Em primeiro lugar, “as queimadas, quando bem executadas e em círculo incompleto, permitem a caça de animais diversos, proporcionando assim uma dieta alimentar mais rica em proteínas, o que ainda é mais importante por acontecerem em tempo seco”.
Em segundo lugar, o especialista aponta a necessidade de derrubar as matas dentro dos sistemas de produção tradicionais. Na agricultura familiar tradicional, “os camponeses não usam fertilizantes, seja por falta de dinheiro, seja por falta de conhecimentos.Fazem rotação das lavras para que os terrenos possam recuperar a sua fertilidade natural (cultivando partes e deixando outras de repouso até que a vegetação original seja reconstituída, variando a duração do repouso entre cinco e dez a 15 ou mais anos, de região para região). Quando chega a altura de usar o terreno em repouso, por falta de meios mecânicos, os camponeses realizam queimadas para fazer a desmatação”.
A queimada para “forçar” a rebentação de capins que servem de pasto, particularmente para a alimentação de cabritos, ou mesmo bovinos, em tempo seco, é apontada como a terceira razão, pois as altas temperaturas aceleram a germinação de sementes.
Finalmente, Fernando Pacheco acrescenta um último factor às três principais razões das queimadas. Estas práticas tradicionais – que no passado eram feitas com mestria, confirmando as palavras do soba Lourenço Rufino, do Mussende – estão hoje associadas a uma espécie de “retaliação ou represália”. As populações vivem em condições deficitárias e sem perspectivas de qualquer espécie de prosperidade, por isso “entendem que têm o direito de causar prejuízos a quem possui bens fundiários e equipamentos”, explica. “Deitam fogo a terrenos de fazendas, cultivados ou não, o que provoca elevados prejuízos aos respectivos empresários, sem que as autoridades locais tenham capacidade de evitar ou punir os supostos infractores. Do ponto de vista ambiental, a situação das queimadas em Angola é grave e das piores em África.”
Com o país literalmente em chamas, pergunta-se: Por onde anda o Governo do presidente João Lourenço? O que faz o Governo, enquanto deixa, indiferente e sereno, o país a arder? Vai continuar a ignorar as situações de penúria e exclusão em que vivem os camponeses? Para que serve o Ministério do Ambiente?
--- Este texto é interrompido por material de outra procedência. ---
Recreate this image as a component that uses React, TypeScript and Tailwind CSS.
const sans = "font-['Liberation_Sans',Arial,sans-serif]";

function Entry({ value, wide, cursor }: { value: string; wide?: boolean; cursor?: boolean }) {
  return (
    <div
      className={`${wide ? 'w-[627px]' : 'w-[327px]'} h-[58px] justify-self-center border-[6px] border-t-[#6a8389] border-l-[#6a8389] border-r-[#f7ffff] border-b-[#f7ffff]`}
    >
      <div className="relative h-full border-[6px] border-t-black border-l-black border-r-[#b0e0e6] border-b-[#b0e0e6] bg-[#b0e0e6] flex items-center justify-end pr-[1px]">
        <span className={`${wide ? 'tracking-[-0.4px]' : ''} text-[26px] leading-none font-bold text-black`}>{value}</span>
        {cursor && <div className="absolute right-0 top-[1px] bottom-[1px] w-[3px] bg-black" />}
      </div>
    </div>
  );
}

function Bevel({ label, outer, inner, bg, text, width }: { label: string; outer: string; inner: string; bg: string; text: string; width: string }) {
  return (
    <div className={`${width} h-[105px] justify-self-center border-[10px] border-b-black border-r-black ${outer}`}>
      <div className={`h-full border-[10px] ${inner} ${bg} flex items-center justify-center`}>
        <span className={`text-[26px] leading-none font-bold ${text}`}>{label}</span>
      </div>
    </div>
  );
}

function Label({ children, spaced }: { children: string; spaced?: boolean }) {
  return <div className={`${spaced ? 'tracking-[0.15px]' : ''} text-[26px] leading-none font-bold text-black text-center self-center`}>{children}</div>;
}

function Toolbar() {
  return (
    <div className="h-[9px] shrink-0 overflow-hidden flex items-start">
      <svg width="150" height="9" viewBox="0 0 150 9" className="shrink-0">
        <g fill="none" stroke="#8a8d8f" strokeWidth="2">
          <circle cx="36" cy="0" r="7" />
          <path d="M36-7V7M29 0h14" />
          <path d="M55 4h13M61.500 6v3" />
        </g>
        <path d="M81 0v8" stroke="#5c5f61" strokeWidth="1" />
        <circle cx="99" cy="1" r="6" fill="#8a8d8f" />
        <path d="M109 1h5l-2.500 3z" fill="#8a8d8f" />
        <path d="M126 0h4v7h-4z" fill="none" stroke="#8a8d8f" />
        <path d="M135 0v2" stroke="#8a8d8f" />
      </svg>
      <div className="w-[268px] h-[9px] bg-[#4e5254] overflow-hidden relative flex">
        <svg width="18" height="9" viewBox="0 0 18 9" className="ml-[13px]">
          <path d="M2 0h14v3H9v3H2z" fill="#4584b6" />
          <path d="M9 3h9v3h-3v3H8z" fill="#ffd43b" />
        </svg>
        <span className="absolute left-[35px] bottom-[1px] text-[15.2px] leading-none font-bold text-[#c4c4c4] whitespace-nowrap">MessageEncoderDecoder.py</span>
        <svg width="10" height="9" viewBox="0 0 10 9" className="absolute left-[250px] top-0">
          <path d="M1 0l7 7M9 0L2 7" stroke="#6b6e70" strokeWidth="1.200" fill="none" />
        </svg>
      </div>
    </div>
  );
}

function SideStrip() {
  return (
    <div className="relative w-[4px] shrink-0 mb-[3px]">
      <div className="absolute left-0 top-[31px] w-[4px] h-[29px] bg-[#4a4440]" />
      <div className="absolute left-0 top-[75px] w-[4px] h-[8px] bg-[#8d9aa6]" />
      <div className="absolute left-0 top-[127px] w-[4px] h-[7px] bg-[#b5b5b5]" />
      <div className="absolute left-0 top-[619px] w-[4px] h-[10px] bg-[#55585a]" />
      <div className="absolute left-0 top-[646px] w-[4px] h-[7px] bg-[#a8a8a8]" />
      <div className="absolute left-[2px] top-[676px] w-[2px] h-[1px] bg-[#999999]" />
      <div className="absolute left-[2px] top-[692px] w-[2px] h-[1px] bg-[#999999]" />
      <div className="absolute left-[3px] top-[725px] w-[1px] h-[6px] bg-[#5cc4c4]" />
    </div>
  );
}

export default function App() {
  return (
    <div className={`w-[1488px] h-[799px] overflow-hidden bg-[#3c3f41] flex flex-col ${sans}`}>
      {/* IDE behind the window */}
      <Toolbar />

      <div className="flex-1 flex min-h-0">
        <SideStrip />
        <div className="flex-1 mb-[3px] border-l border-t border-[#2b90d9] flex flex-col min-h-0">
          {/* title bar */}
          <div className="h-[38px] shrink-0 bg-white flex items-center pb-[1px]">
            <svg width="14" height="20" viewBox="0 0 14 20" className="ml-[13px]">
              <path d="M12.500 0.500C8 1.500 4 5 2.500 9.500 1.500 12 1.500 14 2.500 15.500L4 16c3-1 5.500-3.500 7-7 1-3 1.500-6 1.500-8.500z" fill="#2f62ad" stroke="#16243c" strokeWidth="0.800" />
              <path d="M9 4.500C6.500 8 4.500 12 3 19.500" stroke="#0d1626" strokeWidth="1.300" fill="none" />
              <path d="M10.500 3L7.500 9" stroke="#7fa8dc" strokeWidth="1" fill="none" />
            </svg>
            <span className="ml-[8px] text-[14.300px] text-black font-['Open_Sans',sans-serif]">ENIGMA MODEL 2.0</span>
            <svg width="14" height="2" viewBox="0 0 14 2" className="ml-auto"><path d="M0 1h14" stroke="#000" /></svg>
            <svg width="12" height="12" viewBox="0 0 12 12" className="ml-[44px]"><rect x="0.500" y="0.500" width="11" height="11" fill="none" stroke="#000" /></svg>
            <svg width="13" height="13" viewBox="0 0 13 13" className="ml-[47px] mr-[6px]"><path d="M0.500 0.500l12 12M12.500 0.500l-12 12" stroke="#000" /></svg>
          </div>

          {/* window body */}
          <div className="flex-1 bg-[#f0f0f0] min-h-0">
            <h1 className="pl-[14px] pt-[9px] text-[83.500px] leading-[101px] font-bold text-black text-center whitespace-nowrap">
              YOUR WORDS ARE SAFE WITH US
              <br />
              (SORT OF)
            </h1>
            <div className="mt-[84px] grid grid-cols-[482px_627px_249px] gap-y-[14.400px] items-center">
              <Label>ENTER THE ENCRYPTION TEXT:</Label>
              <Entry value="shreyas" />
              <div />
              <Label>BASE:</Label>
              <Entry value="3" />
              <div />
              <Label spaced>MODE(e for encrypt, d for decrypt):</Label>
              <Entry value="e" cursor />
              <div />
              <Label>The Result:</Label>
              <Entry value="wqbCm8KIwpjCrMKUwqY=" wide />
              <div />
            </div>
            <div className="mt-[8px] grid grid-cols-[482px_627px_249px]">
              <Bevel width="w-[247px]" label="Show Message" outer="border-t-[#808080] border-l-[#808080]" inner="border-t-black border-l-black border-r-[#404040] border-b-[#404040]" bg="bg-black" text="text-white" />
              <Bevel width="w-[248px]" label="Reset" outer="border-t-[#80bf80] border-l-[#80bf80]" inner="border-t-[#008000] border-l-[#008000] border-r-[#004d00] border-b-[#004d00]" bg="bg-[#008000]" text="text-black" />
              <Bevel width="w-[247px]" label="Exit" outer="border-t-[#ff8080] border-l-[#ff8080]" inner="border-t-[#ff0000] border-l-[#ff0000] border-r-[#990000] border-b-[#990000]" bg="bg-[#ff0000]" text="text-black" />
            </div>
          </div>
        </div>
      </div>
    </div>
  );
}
Há dois anos, na sua tomada de posse, a ministra do Ambiente, Ana Paula de Carvalho Pereira, elencou cinco prioridades para o seu consulado. Destacamos as três primeiras: a gestão sustentável das florestas, para se combater a desertificação; o reforço da fiscalização no combate à exploração ilegal da madeira; e a caça furtiva.
Temos calcorreado o país de lés a lés. No terreno, não encontramos nenhum sinal de acção governativa quanto a estas prioridades elencadas pela ministra. De facto, na vida real dos angolanos o Ministério do Ambiente apenas parece existir nos discursos televisivos, com total inutilidade prática.
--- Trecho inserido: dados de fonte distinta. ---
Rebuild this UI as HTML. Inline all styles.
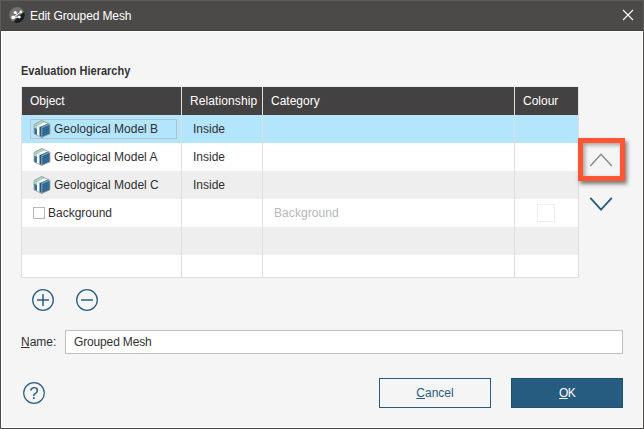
<!DOCTYPE html>
<html lang="en">
<head>
<meta charset="utf-8">
<title>Edit Grouped Mesh</title>
<style>
  html, body { margin: 0; padding: 0; }
  body {
    width: 644px; height: 429px; overflow: hidden; position: relative;
    background: #f5f5f5;
    font-family: "Liberation Sans", sans-serif;
    font-size: 12px; color: #303030;
  }
  .abs { position: absolute; }
  .t { position: absolute; white-space: nowrap; line-height: 14px; }
  #frame { left: 0; top: 0; width: 642px; height: 427px; border: 1px solid #4b4a48; box-sizing: content-box; pointer-events: none; }
  #frametop { left: 0; top: 0; width: 642px; height: 30px; border: 1px solid #5c5b59; border-bottom: none; }
  #inner { left: 1px; top: 31px; width: 640px; height: 395px; border: 1px solid #ffffff; }
  #titlebar { left: 0; top: 0; width: 644px; height: 30px; background: #4b4a48; border-bottom: 1px solid #403f3d; }
  #title { left: 30px; top: 9px; color: #ffffff; font-size: 12px; letter-spacing: -0.12px; }
  #heading { left: 21px; top: 64px; font-weight: bold; color: #333333; transform: scaleX(0.915); transform-origin: 0 0; }
  #table { left: 21px; top: 86px; width: 556px; height: 190px; background: #ffffff; border: 1px solid #dedede; border-top-color: #ececec; box-sizing: content-box; }
  #thead { left: 22px; top: 87px; width: 556px; height: 28px; background: #444142; }
  .row { left: 22px; width: 556px; height: 28px; }
  .sep { top: 87px; width: 1px; height: 190px; background: #dfdfdf; }
  .hd { color: #ffffff; top: 94px; }
  .btn { top: 378px; width: 110px; height: 28px; border: 1px solid #265c80; text-align: center; line-height: 28px; }
  u { text-decoration: underline; text-underline-offset: 1px; }
</style>
</head>
<body>
  <div id="titlebar" class="abs"></div>
  <svg class="abs" style="left:9px;top:7px" width="16" height="16" viewBox="0 0 16 16">
    <circle cx="8" cy="8" r="7.9" fill="#717171"/>
    <path d="M15.2 5 A7.9 7.9 0 0 1 4.4 15 Q8.5 10 15.2 5 Z" fill="#1c1c1e"/>
    <g stroke="#ffffff" stroke-width="1" fill="#ffffff" stroke-linecap="round">
      <line x1="4.2" y1="10.4" x2="11.9" y2="4.9"/>
      <line x1="4.2" y1="10.4" x2="10.4" y2="10.1"/>
      <line x1="6.2" y1="5.5" x2="8" y2="7.6"/>
      <circle cx="4.2" cy="10.4" r="1.9" stroke="none"/>
      <circle cx="6.2" cy="5.5" r="1.6" stroke="none"/>
      <circle cx="11.9" cy="4.9" r="1.35" stroke="none"/>
      <circle cx="10.4" cy="10.1" r="1.35" stroke="none"/>
    </g>
  </svg>
  <div id="title" class="t">Edit Grouped Mesh</div>
  <svg class="abs" style="left:622px;top:9px" width="12" height="12" viewBox="0 0 12 12">
    <path d="M1 1 L11 11 M11 1 L1 11" stroke="#ffffff" stroke-width="1.1" fill="none"/>
  </svg>
  <div id="inner" class="abs"></div>

  <div id="heading" class="t">Evaluation Hierarchy</div>

  <div id="table" class="abs"></div>
  <div id="thead" class="abs"></div>
  <div class="abs row" style="top:115px;background:#b3e5fc"></div>
  <div class="abs row" style="top:171px;background:#eeeeee"></div>
  <div class="abs row" style="top:227px;background:#eeeeee"></div>
  <div class="abs sep" style="left:181px"></div>
  <div class="abs sep" style="left:262px"></div>
  <div class="abs sep" style="left:514px"></div>

  <div class="t hd" style="left:30px">Object</div>
  <div class="t hd" style="left:190px;letter-spacing:0.1px">Relationship</div>
  <div class="t hd" style="left:271px">Category</div>
  <div class="t hd" style="left:523px">Colour</div>

  <div class="abs" style="left:30px;top:119px;width:145px;height:18px;border:1px solid #afc3cd"></div>

  <svg class="abs cube" style="left:33px;top:120px" width="18" height="18" viewBox="0 0 18 18">
        <polygon points="8.75,0.4 17,4.3 17,13.8 8.7,17.4 1,13.8 1,4.5" fill="#24608c"/>
        <polygon points="1,4.5 8.75,0.4 11.89,1.88 3.96,5.72" fill="#a9d8bd"/>
        <polygon points="3.96,5.72 11.89,1.88 15.19,3.44 7.08,7" fill="#ffffff"/>
        <polygon points="7.08,7 15.19,3.44 17,4.3 8.8,7.7" fill="#4a82aa"/>
        <polygon points="1,4.5 3.96,5.72 3.96,9.1 1,7.9" fill="#a9d8bd"/>
        <polygon points="1,7.9 3.96,9.1 3.96,15.17 1,13.8" fill="#32709b"/>
        <polygon points="3.96,5.72 6.7,6.85 6.7,16.43 3.96,15.17" fill="#ffffff"/>
        <polygon points="6.7,6.85 8.8,7.7 8.7,17.4 6.7,16.43" fill="#1f5a86"/>
        <polygon points="8.8,7.7 17,4.3 17,13.8 8.7,17.4" fill="#27628e"/>
        <path d="M8.8 10.2 L17 6.8 M8.8 12.6 L17 9.2 M8.8 15 L17 11.5" stroke="#4f86ad" stroke-width="0.5" fill="none"/>
        <polygon points="8.75,0.4 17,4.3 17,13.8 8.7,17.4 1,13.8 1,4.5" fill="none" stroke="#a6a6a6" stroke-width="0.9"/>
        <path d="M8.8 7.7 L17 4.3" stroke="#b9c6cf" stroke-width="0.7" fill="none"/>
        <path d="M8.8 7.7 L8.7 17.4" stroke="#9fa9b0" stroke-width="0.9" fill="none"/>
  </svg>
  <svg class="abs cube" style="left:33px;top:148px" width="18" height="18" viewBox="0 0 18 18">
        <polygon points="8.75,0.4 17,4.3 17,13.8 8.7,17.4 1,13.8 1,4.5" fill="#24608c"/>
        <polygon points="1,4.5 8.75,0.4 11.89,1.88 3.96,5.72" fill="#a9d8bd"/>
        <polygon points="3.96,5.72 11.89,1.88 15.19,3.44 7.08,7" fill="#ffffff"/>
        <polygon points="7.08,7 15.19,3.44 17,4.3 8.8,7.7" fill="#4a82aa"/>
        <polygon points="1,4.5 3.96,5.72 3.96,9.1 1,7.9" fill="#a9d8bd"/>
        <polygon points="1,7.9 3.96,9.1 3.96,15.17 1,13.8" fill="#32709b"/>
        <polygon points="3.96,5.72 6.7,6.85 6.7,16.43 3.96,15.17" fill="#ffffff"/>
        <polygon points="6.7,6.85 8.8,7.7 8.7,17.4 6.7,16.43" fill="#1f5a86"/>
        <polygon points="8.8,7.7 17,4.3 17,13.8 8.7,17.4" fill="#27628e"/>
        <path d="M8.8 10.2 L17 6.8 M8.8 12.6 L17 9.2 M8.8 15 L17 11.5" stroke="#4f86ad" stroke-width="0.5" fill="none"/>
        <polygon points="8.75,0.4 17,4.3 17,13.8 8.7,17.4 1,13.8 1,4.5" fill="none" stroke="#a6a6a6" stroke-width="0.9"/>
        <path d="M8.8 7.7 L17 4.3" stroke="#b9c6cf" stroke-width="0.7" fill="none"/>
        <path d="M8.8 7.7 L8.7 17.4" stroke="#9fa9b0" stroke-width="0.9" fill="none"/>
  </svg>
  <svg class="abs cube" style="left:33px;top:176px" width="18" height="18" viewBox="0 0 18 18">
        <polygon points="8.75,0.4 17,4.3 17,13.8 8.7,17.4 1,13.8 1,4.5" fill="#24608c"/>
        <polygon points="1,4.5 8.75,0.4 11.89,1.88 3.96,5.72" fill="#a9d8bd"/>
        <polygon points="3.96,5.72 11.89,1.88 15.19,3.44 7.08,7" fill="#ffffff"/>
        <polygon points="7.08,7 15.19,3.44 17,4.3 8.8,7.7" fill="#4a82aa"/>
        <polygon points="1,4.5 3.96,5.72 3.96,9.1 1,7.9" fill="#a9d8bd"/>
        <polygon points="1,7.9 3.96,9.1 3.96,15.17 1,13.8" fill="#32709b"/>
        <polygon points="3.96,5.72 6.7,6.85 6.7,16.43 3.96,15.17" fill="#ffffff"/>
        <polygon points="6.7,6.85 8.8,7.7 8.7,17.4 6.7,16.43" fill="#1f5a86"/>
        <polygon points="8.8,7.7 17,4.3 17,13.8 8.7,17.4" fill="#27628e"/>
        <path d="M8.8 10.2 L17 6.8 M8.8 12.6 L17 9.2 M8.8 15 L17 11.5" stroke="#4f86ad" stroke-width="0.5" fill="none"/>
        <polygon points="8.75,0.4 17,4.3 17,13.8 8.7,17.4 1,13.8 1,4.5" fill="none" stroke="#a6a6a6" stroke-width="0.9"/>
        <path d="M8.8 7.7 L17 4.3" stroke="#b9c6cf" stroke-width="0.7" fill="none"/>
        <path d="M8.8 7.7 L8.7 17.4" stroke="#9fa9b0" stroke-width="0.9" fill="none"/>
  </svg>

  <div class="t" style="left:54px;top:122px">Geological Model B</div>
  <div class="t" style="left:54px;top:150px">Geological Model A</div>
  <div class="t" style="left:54px;top:178px">Geological Model C</div>
  <div class="t" style="left:193px;top:122px">Inside</div>
  <div class="t" style="left:193px;top:150px">Inside</div>
  <div class="t" style="left:193px;top:178px">Inside</div>

  <div class="abs" style="left:33px;top:207px;width:10px;height:10px;border:1px solid #b8b8b8;background:#fff"></div>
  <div class="t" style="left:48px;top:206px">Background</div>
  <div class="t" style="left:274px;top:206px;color:#b7b7b7;letter-spacing:0.08px">Background</div>
  <div class="abs" style="left:537px;top:204px;width:16px;height:16px;border:1px solid #eeeeee;background:#fff"></div>

  <!-- red highlight + up arrow -->
  <div class="abs" style="left:578px;top:138px;width:37px;height:33px;border:5px solid #ff5533;box-shadow:2px 3px 4px rgba(0,0,0,0.5), inset 2px 2px 4px rgba(0,0,0,0.35)"></div>
  <svg class="abs" style="left:586px;top:150px" width="30" height="20" viewBox="0 0 30 20">
    <path d="M4.3 16 L15 4.2 L25.8 16" stroke="#8a8a8a" stroke-width="1.4" fill="none"/>
  </svg>
  <svg class="abs" style="left:586px;top:194px" width="30" height="20" viewBox="0 0 30 20">
    <path d="M4.3 3.9 L15 15.7 L25.8 3.9" stroke="#265c80" stroke-width="1.8" fill="none"/>
  </svg>

  <!-- plus / minus -->
  <svg class="abs" style="left:31px;top:288px" width="24" height="24" viewBox="0 0 24 24">
    <circle cx="12" cy="12" r="10.3" fill="none" stroke="#2a5f85" stroke-width="1.3"/>
    <path d="M6 12 H18 M12 6 V18" stroke="#2a5f85" stroke-width="1.5" fill="none"/>
  </svg>
  <svg class="abs" style="left:75px;top:288px" width="24" height="24" viewBox="0 0 24 24">
    <circle cx="12" cy="12" r="10.3" fill="none" stroke="#2a5f85" stroke-width="1.3"/>
    <path d="M6 12 H18" stroke="#2a5f85" stroke-width="1.5" fill="none"/>
  </svg>

  <div class="t" style="left:21px;top:335px"><u>N</u>ame:</div>
  <div class="abs" style="left:65px;top:330px;width:556px;height:22px;border:1px solid #c0c0c0;background:#fff"></div>
  <div class="t" style="left:74px;top:335px;letter-spacing:-0.15px">Grouped Mesh</div>

  <!-- help -->
  <svg class="abs" style="left:22px;top:381px;will-change:transform" width="24" height="24" viewBox="0 0 24 24">
    <circle cx="12" cy="12" r="10.3" fill="none" stroke="#2a5f85" stroke-width="1.2"/>
    <text x="12" y="17.9" text-anchor="middle" font-family="Liberation Sans, sans-serif" font-size="16.5" fill="#2a5f85" stroke="#2a5f85" stroke-width="0.1">?</text>
  </svg>

  <div class="abs btn" style="left:379px;color:#265c80"><u>C</u>ancel</div>
  <div class="abs btn" style="left:511px;background:#265c80;color:#ffffff;border-color:#1f5072;letter-spacing:-0.8px"><u>O</u>K</div>

  <div id="frame" class="abs"></div>
  <div id="frametop" class="abs"></div>
</body>
</html>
É neste contexto de incúria para com a realidade do país que o presidente João Lourenço cria mais três províncias e centenas de municípios – uma “reforma” que não augura nenhuma vantagem, mas promete aumentar o despesismo, a disfuncionalidade do Estado e a inaptidão da sua acção governativa para servir o povo e o país.
Estaremos perante uma situação em que, enquanto os governantes saqueiam o país, o povo queima o país, todos contribuindo para a sua destruição? Mas que raio de país é este, que parece não ser amado por ninguém?
A irresponsabilidade política é manifesta. Em tom enfático e, sobretudo, absurdo, os dirigentes políticos afirmam que haverá orçamento para mais três governadores provinciais e centenas de administradores municipais. Ao mesmo tempo, porém, não há e continuará a não haver o mesmo orçamento para financiar directamente as escolas primárias, que são o alicerce primeiro para a construção de um futuro diferente e melhor para Angola.
Face a estas prioridades, somos obrigados a concluir que o Governo aposta em gerar confusão política e não encara com seriedade a transformação de Angola num país condigno para os seus cidadãos. Passámos décadas a destruir o país e a vida de milhões de angolanos com armas de fogo e corrupção. Agora, queimamos o país e o futuro dos angolanos com a corrupção, o desgoverno e caixas de fósforos.